Data lines:

####################

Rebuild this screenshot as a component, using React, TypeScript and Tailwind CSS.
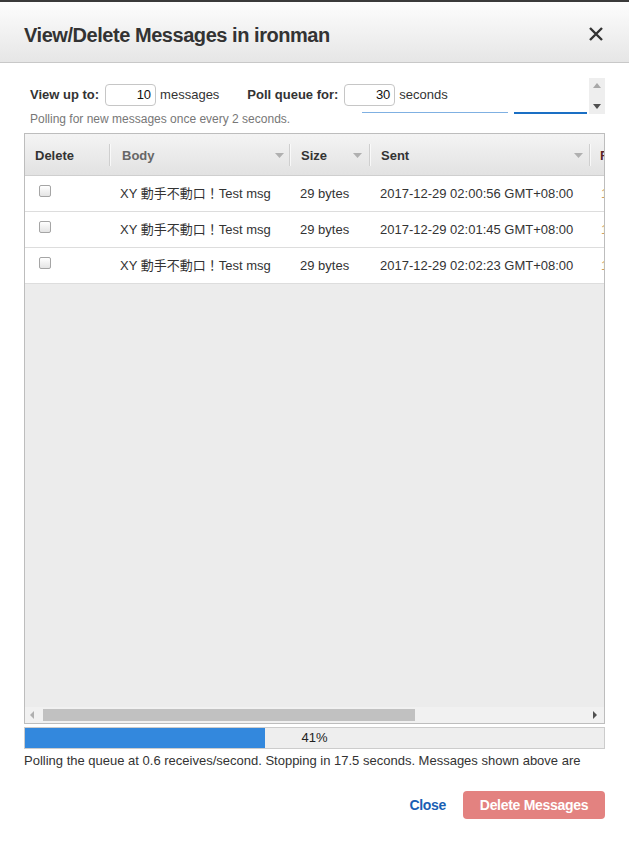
import React from "react";

const rows = [
  "2017-12-29 02:00:56 GMT+08:00",
  "2017-12-29 02:01:45 GMT+08:00",
  "2017-12-29 02:02:23 GMT+08:00",
];

function Arrow() {
  return (
    <svg width="9" height="5" viewBox="0 0 9 5" className="shrink-0">
      <path d="M0 0 L9 0 L4.5 5 Z" fill="#b0b0b0" />
    </svg>
  );
}

function Sep() {
  return <div className="w-[2px] h-[22px] border-l border-[#cfcfcf] bg-white/70 shrink-0" />;
}

export default function App() {
  return (
    <div
      className="w-[629px] h-[844px] bg-white text-[#333] overflow-hidden border-t-2 border-[#3a3a3a]"
      style={{ fontFamily: '"Liberation Sans", Arial, "Noto Sans CJK TC", sans-serif' }}
    >
      {/* Header */}
      <div className="h-[61px] flex items-center justify-between pl-[24px] pr-[25px] bg-gradient-to-b from-[#fdfdfd] to-[#e6e6e6] border-b border-[#c8c8c8]">
        <div className="text-[20px] font-bold tracking-[-0.45px] text-[#333] pt-[5px]">
          View/Delete Messages in ironman
        </div>
        <svg width="16" height="16" viewBox="0 0 16 16" className="mt-[4px]">
          <path d="M2 2 L14 14 M14 2 L2 14" stroke="#333" strokeWidth="2.4" />
        </svg>
      </div>

      <div className="px-[24px] pt-[15px]">
        {/* Controls */}
        <div className="flex items-start">
          <div className="w-[338px] pl-[6px] pt-[6px] shrink-0 whitespace-nowrap">
            <div className="flex items-center h-[22px] text-[13px]">
              <span className="font-bold">View up to:</span>
              <div className="ml-[6px] w-[51px] h-[22px] shrink-0 border border-[#c6c6c6] rounded-[4px] text-right pr-[4px] leading-[20px] text-[#111]">
                10
              </div>
              <span className="ml-[4px]">messages</span>
              <span className="ml-[28px] font-bold">Poll queue for:</span>
              <div className="ml-[6px] w-[51px] h-[22px] shrink-0 border border-[#c6c6c6] rounded-[4px] text-right pr-[4px] leading-[20px] text-[#111]">
                30
              </div>
              <span className="ml-[4px]">seconds</span>
            </div>
            <div className="mt-[5px] text-[12px] leading-[16px] text-[#777]">
              Polling for new messages once every 2 seconds.
            </div>
          </div>
          <div className="flex items-end shrink-0 h-[36px]">
            <div className="w-[146px] h-[1px] bg-[#7fb0e2] mb-[1px]" />
            <div className="ml-[6px] w-[73px] h-[2px] bg-[#1a6fc4]" />
            <div className="ml-[2px] w-[16px] h-[36px] bg-[#eeeeee] flex flex-col items-center justify-between py-[5px]">
              <svg width="8" height="5" viewBox="0 0 8 5">
                <path d="M0 5 L8 5 L4 0 Z" fill="#a8a8a8" />
              </svg>
              <svg width="8" height="5" viewBox="0 0 8 5">
                <path d="M0 0 L8 0 L4 5 Z" fill="#505050" />
              </svg>
            </div>
          </div>
        </div>

        {/* Table */}
        <div className="mt-[6px] w-[581px] h-[591px] border border-[#bdbdbd] flex flex-col overflow-hidden">
          <div className="flex-1 bg-[#ececec] overflow-hidden">
            <div className="w-[700px]">
              {/* header */}
              <div className="h-[42px] flex items-center bg-gradient-to-b from-[#f4f4f4] to-[#e2e2e2] border-b border-[#cfcfcf] text-[13px] font-bold">
                <div className="w-[84px] pl-[10px] pt-[2px]">Delete</div>
                <Sep />
                <div className="w-[178px] pl-[11px] pr-[5px] pt-[2px] flex items-center justify-between text-[#666]">
                  <span>Body</span>
                  <Arrow />
                </div>
                <Sep />
                <div className="w-[78px] pl-[10px] pr-[7px] pt-[2px] flex items-center justify-between">
                  <span>Size</span>
                  <Arrow />
                </div>
                <Sep />
                <div className="w-[218px] pl-[10px] pr-[6px] pt-[2px] flex items-center justify-between">
                  <span>Sent</span>
                  <Arrow />
                </div>
                <Sep />
                <div className="pl-[9px] pt-[2px] text-[#5a2626] whitespace-nowrap">Receive Count</div>
              </div>
              {/* rows */}
              {rows.map((sent) => (
                <div
                  key={sent}
                  className="h-[36px] flex bg-white border-b border-[#dddddd] text-[13px]"
                >
                  <div className="w-[95px] pl-[14px] pt-[9px]">
                    <div className="w-[12px] h-[12px] rounded-[2px] border border-[#a5a5a5] bg-gradient-to-b from-white to-[#e4e4e4]" />
                  </div>
                  <div className="w-[180px] pt-[10px] leading-[16px]">XY 動手不動口！Test msg</div>
                  <div className="w-[80px] pt-[10px] leading-[16px]">29 bytes</div>
                  <div className="w-[221px] pt-[10px] leading-[16px]">{sent}</div>
                  <div className="pt-[10px] leading-[16px] text-[#d0a060]">1</div>
                </div>
              ))}
            </div>
          </div>
          {/* horizontal scrollbar */}
          <div className="h-[16px] bg-[#f1f1f1] flex items-center px-[5px]">
            <svg width="4" height="8" viewBox="0 0 4 8" className="shrink-0">
              <path d="M4 0 L4 8 L0 4 Z" fill="#b0b0b0" />
            </svg>
            <div className="ml-[9px] w-[372px] h-[12px] bg-[#c1c1c1]" />
            <div className="flex-1" />
            <svg width="4" height="8" viewBox="0 0 4 8" className="shrink-0 mr-[2px]">
              <path d="M0 0 L0 8 L4 4 Z" fill="#505050" />
            </svg>
          </div>
        </div>

        {/* Progress */}
        <div className="mt-[3px] relative w-[581px] h-[22px] border border-[#cccccc] bg-[#eeeeee]">
          <div className="h-full w-[240px] bg-[#3388dd]" />
          <div className="absolute inset-0 flex items-center justify-center text-[13px] text-[#222]">
            41%
          </div>
        </div>

        <div className="mt-[4px] text-[13px] leading-[16px] h-[16px] overflow-hidden w-[581px] text-[#333]">
          Polling the queue at 0.6 receives/second. Stopping in 17.5 seconds. Messages shown above are
          available to other applications at the end of the polling period.
        </div>

        {/* Buttons */}
        <div className="mt-[22px] flex items-center justify-end">
          <span className="text-[14px] font-bold text-[#1a5fb4] tracking-[-0.3px]">Close</span>
          <div className="ml-[17px] w-[142px] h-[28px] rounded-[4px] bg-[#e38280] flex items-center justify-center text-white text-[14px] font-bold tracking-[-0.3px]">
            Delete Messages
          </div>
        </div>
      </div>
    </div>
  );
}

####################

Goal: Repeat the listing in full and exactly. Leave any pictures out.

Written answer:
Rebuild this screenshot as a component, using React, TypeScript and Tailwind CSS.
import React from "react";

const rows = [
  "2017-12-29 02:00:56 GMT+08:00",
  "2017-12-29 02:01:45 GMT+08:00",
  "2017-12-29 02:02:23 GMT+08:00",
];

function Arrow() {
  return (
    <svg width="9" height="5" viewBox="0 0 9 5" className="shrink-0">
      <path d="M0 0 L9 0 L4.5 5 Z" fill="#b0b0b0" />
    </svg>
  );
}

function Sep() {
  return <div className="w-[2px] h-[22px] border-l border-[#cfcfcf] bg-white/70 shrink-0" />;
}

export default function App() {
  return (
    <div
      className="w-[629px] h-[844px] bg-white text-[#333] overflow-hidden border-t-2 border-[#3a3a3a]"
      style={{ fontFamily: '"Liberation Sans", Arial, "Noto Sans CJK TC", sans-serif' }}
    >
      {/* Header */}
      <div className="h-[61px] flex items-center justify-between pl-[24px] pr-[25px] bg-gradient-to-b from-[#fdfdfd] to-[#e6e6e6] border-b border-[#c8c8c8]">
        <div className="text-[20px] font-bold tracking-[-0.45px] text-[#333] pt-[5px]">
          View/Delete Messages in ironman
        </div>
        <svg width="16" height="16" viewBox="0 0 16 16" className="mt-[4px]">
          <path d="M2 2 L14 14 M14 2 L2 14" stroke="#333" strokeWidth="2.4" />
        </svg>
      </div>

      <div className="px-[24px] pt-[15px]">
        {/* Controls */}
        <div className="flex items-start">
          <div className="w-[338px] pl-[6px] pt-[6px] shrink-0 whitespace-nowrap">
            <div className="flex items-center h-[22px] text-[13px]">
              <span className="font-bold">View up to:</span>
              <div className="ml-[6px] w-[51px] h-[22px] shrink-0 border border-[#c6c6c6] rounded-[4px] text-right pr-[4px] leading-[20px] text-[#111]">
                10
              </div>
              <span className="ml-[4px]">messages</span>
              <span className="ml-[28px] font-bold">Poll queue for:</span>
              <div className="ml-[6px] w-[51px] h-[22px] shrink-0 border border-[#c6c6c6] rounded-[4px] text-right pr-[4px] leading-[20px] text-[#111]">
                30
              </div>
              <span className="ml-[4px]">seconds</span>
            </div>
            <div className="mt-[5px] text-[12px] leading-[16px] text-[#777]">
              Polling for new messages once every 2 seconds.
            </div>
          </div>
          <div className="flex items-end shrink-0 h-[36px]">
            <div className="w-[146px] h-[1px] bg-[#7fb0e2] mb-[1px]" />
            <div className="ml-[6px] w-[73px] h-[2px] bg-[#1a6fc4]" />
            <div className="ml-[2px] w-[16px] h-[36px] bg-[#eeeeee] flex flex-col items-center justify-between py-[5px]">
              <svg width="8" height="5" viewBox="0 0 8 5">
                <path d="M0 5 L8 5 L4 0 Z" fill="#a8a8a8" />
              </svg>
              <svg width="8" height="5" viewBox="0 0 8 5">
                <path d="M0 0 L8 0 L4 5 Z" fill="#505050" />
              </svg>
            </div>
          </div>
        </div>

        {/* Table */}
        <div className="mt-[6px] w-[581px] h-[591px] border border-[#bdbdbd] flex flex-col overflow-hidden">
          <div className="flex-1 bg-[#ececec] overflow-hidden">
            <div className="w-[700px]">
              {/* header */}
              <div className="h-[42px] flex items-center bg-gradient-to-b from-[#f4f4f4] to-[#e2e2e2] border-b border-[#cfcfcf] text-[13px] font-bold">
                <div className="w-[84px] pl-[10px] pt-[2px]">Delete</div>
                <Sep />
                <div className="w-[178px] pl-[11px] pr-[5px] pt-[2px] flex items-center justify-between text-[#666]">
                  <span>Body</span>
                  <Arrow />
                </div>
                <Sep />
                <div className="w-[78px] pl-[10px] pr-[7px] pt-[2px] flex items-center justify-between">
                  <span>Size</span>
                  <Arrow />
                </div>
                <Sep />
                <div className="w-[218px] pl-[10px] pr-[6px] pt-[2px] flex items-center justify-between">
                  <span>Sent</span>
                  <Arrow />
                </div>
                <Sep />
                <div className="pl-[9px] pt-[2px] text-[#5a2626] whitespace-nowrap">Receive Count</div>
              </div>
              {/* rows */}
              {rows.map((sent) => (
                <div
                  key={sent}
                  className="h-[36px] flex bg-white border-b border-[#dddddd] text-[13px]"
                >
                  <div className="w-[95px] pl-[14px] pt-[9px]">
                    <div className="w-[12px] h-[12px] rounded-[2px] border border-[#a5a5a5] bg-gradient-to-b from-white to-[#e4e4e4]" />
                  </div>
                  <div className="w-[180px] pt-[10px] leading-[16px]">XY 動手不動口！Test msg</div>
                  <div className="w-[80px] pt-[10px] leading-[16px]">29 bytes</div>
                  <div className="w-[221px] pt-[10px] leading-[16px]">{sent}</div>
                  <div className="pt-[10px] leading-[16px] text-[#d0a060]">1</div>
                </div>
              ))}
            </div>
          </div>
          {/* horizontal scrollbar */}
          <div className="h-[16px] bg-[#f1f1f1] flex items-center px-[5px]">
            <svg width="4" height="8" viewBox="0 0 4 8" className="shrink-0">
              <path d="M4 0 L4 8 L0 4 Z" fill="#b0b0b0" />
            </svg>
            <div className="ml-[9px] w-[372px] h-[12px] bg-[#c1c1c1]" />
            <div className="flex-1" />
            <svg width="4" height="8" viewBox="0 0 4 8" className="shrink-0 mr-[2px]">
              <path d="M0 0 L0 8 L4 4 Z" fill="#505050" />
            </svg>
          </div>
        </div>

        {/* Progress */}
        <div className="mt-[3px] relative w-[581px] h-[22px] border border-[#cccccc] bg-[#eeeeee]">
          <div className="h-full w-[240px] bg-[#3388dd]" />
          <div className="absolute inset-0 flex items-center justify-center text-[13px] text-[#222]">
            41%
          </div>
        </div>

        <div className="mt-[4px] text-[13px] leading-[16px] h-[16px] overflow-hidden w-[581px] text-[#333]">
          Polling the queue at 0.6 receives/second. Stopping in 17.5 seconds. Messages shown above are
          available to other applications at the end of the polling period.
        </div>

        {/* Buttons */}
        <div className="mt-[22px] flex items-center justify-end">
          <span className="text-[14px] font-bold text-[#1a5fb4] tracking-[-0.3px]">Close</span>
          <div className="ml-[17px] w-[142px] h-[28px] rounded-[4px] bg-[#e38280] flex items-center justify-center text-white text-[14px] font-bold tracking-[-0.3px]">
            Delete Messages
          </div>
        </div>
      </div>
    </div>
  );
}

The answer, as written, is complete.